Melissa looked up at me. ‘I’m sorry, Eddie.’
‘One question,’ I said, ‘that client of Vernon’s you mentioned? The one who worked for the pharmaceutical plant? I suppose I should be talking to him? That would make sense, wouldn’t it?’ But I immediately saw from the expression on her face that she wasn’t going to be able to help me out.
‘I only met him once, Eddie – four years ago. I don’t remember his name. Tom something – or Todd. That’s the best I can do. I’m really sorry.’
I began to feel panicky now.
‘What about the police investigation?’ I said, ‘No one ever got back in touch with me after that first day. Did they get in touch with you? I mean – did they find out who killed Vernon, and why?’
‘No, but they knew he’d been a coke-dealer at one point, so I guess they’re working on the assumption that it was … a coke thing.’
I paused here, a little thrown by the phrase, ‘a coke thing’. After a moment of reflection, and with the merest hint of sarcasm in my voice, I repeated it, ‘a coke thing’. This was a phrase Melissa had once used to describe our marriage. She picked up on the reference immediately and seemed to deflate even further.
‘That still rankles, does it?’
‘Not really, but … it wasn’t a coke thing—’
‘I know that. Me making the comment was.’
I could have said a hundred different things in response to that, but all I could come up with was, ‘It was a strange time.’
‘That’s true.’
‘Whenever I look back on it now – I don’t know – it feels …’
‘What?’
‘It’s futile thinking about it, but there’s so much of it th
at I would do differently.’
The obvious follow-up question – like what? – hung in the air between us for a moment or two. Then Melissa said, ‘So would I.’
She was visibly drained now, and my headache was getting worse, so I decided it was time to extricate us both from the embarrassment and pain of a fraught conversation we’d wandered into carelessly, and which, if we didn’t watch it, could lead us into messy and very complicated territory.
Bracing myself, I then asked her to tell me something about her children. It transpired that she had two daughters, Ally, eight, and Jane, six. They were great, she said, I’d love them – quick-witted, strong-willed tyrants who didn’t miss a trick.
That was it, I thought, enough – I had to get out of there.
We spent a few more minutes chatting and then we brought it to a close. I promised Melissa that I’d keep in touch, that I’d let her know how I was getting on and that maybe I’d even come up someday to see her and the girls in Mahopac.
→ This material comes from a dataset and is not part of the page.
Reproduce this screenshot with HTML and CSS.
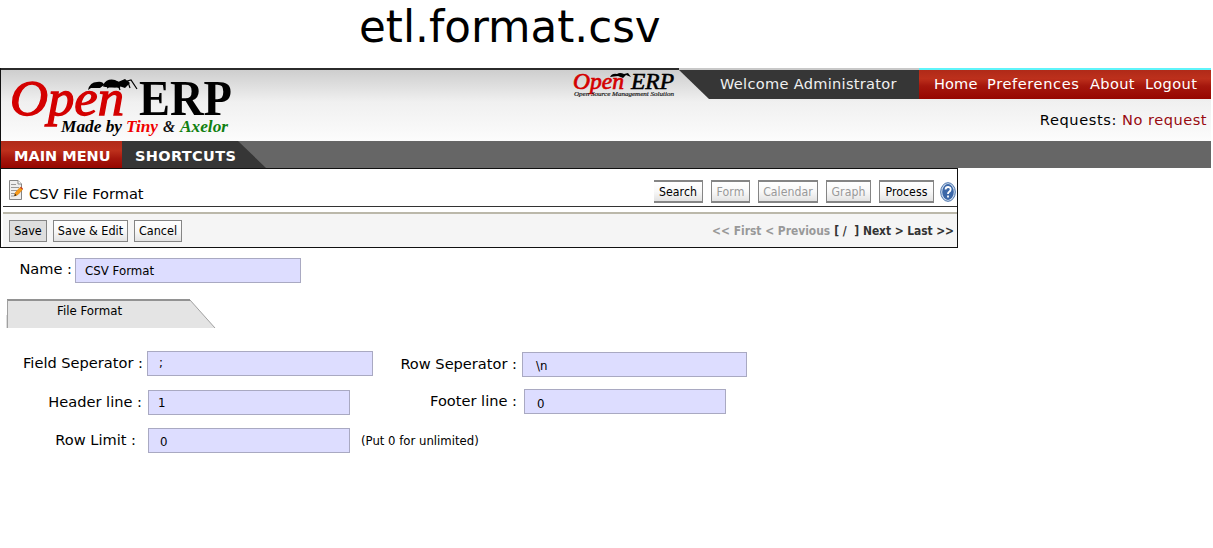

She wrote down her address on a piece of paper, which I looked at and put into the pocket of my shirt.
Seeming to draw on some final reserve of energy, Melissa then held my gaze and said, ‘Eddie, what are you going to do about this?’
I told her I wasn’t sure, but that I’d be OK, that I had quite a few MDT pills left and consequently had plenty of room to manoeuvre. I would cut down gradually and see how that worked out. I’d be fine. Since I hadn’t mentioned anything to her about the blackouts, however, this felt like a lie. But I didn’t think that under the circumstances Melissa would notice.
She nodded. Maybe she had noticed – but again, even if she had, what could she do?
Outside on Spring Street we said goodbye and embraced. Melissa got a taxi to Grand Central Station and I walked back to Tenth Street.
[ 18 ]
THE FIRST THING I DID when I got into the apartment was take a couple of Extra-Strength Excedrin tablets for my headache. Then I lay on the couch and stared up at the ceiling, hoping that the pain – which was concentrated behind my eyes and had got steadily worse on the walk home from Spring Street – would subside quickly and then fade away altogether. I didn’t often get headaches, so I wasn’t sure if this one had come about as a result of my conversation with Melissa, or if it was a symptom of my sudden withdrawal from MDT. Either way – and both explanations seemed plausible at the time – I found it extremely unsettling.